→ **Written problem**: Your task is to filter the data below down to the lines holding "React".
___ Provided data ___
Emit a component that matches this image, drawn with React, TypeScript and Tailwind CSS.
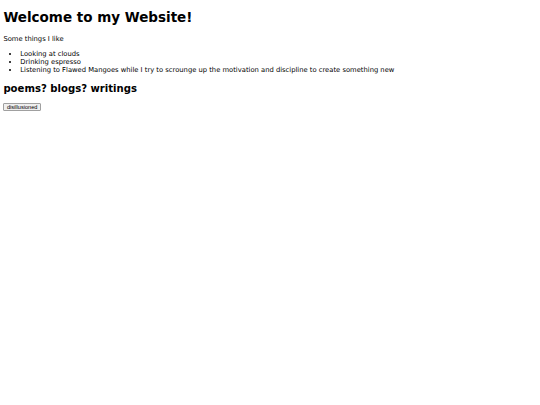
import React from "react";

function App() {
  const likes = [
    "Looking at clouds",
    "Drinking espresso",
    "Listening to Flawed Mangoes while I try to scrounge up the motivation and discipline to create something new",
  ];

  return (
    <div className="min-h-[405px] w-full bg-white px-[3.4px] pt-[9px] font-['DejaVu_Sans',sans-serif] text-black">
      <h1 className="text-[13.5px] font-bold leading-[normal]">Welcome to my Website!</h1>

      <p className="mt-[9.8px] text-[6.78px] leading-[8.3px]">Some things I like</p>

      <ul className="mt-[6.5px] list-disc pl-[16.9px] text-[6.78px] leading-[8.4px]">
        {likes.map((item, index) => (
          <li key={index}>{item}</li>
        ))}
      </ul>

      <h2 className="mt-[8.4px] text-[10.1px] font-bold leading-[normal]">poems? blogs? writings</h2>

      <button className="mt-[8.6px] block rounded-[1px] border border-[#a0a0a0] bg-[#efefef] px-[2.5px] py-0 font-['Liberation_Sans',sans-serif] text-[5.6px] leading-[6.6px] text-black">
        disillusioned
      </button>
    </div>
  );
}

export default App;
___
→ **Solution to this exercise**:
Emit a component that matches this image, drawn with React, TypeScript and Tailwind CSS.
import React from "react";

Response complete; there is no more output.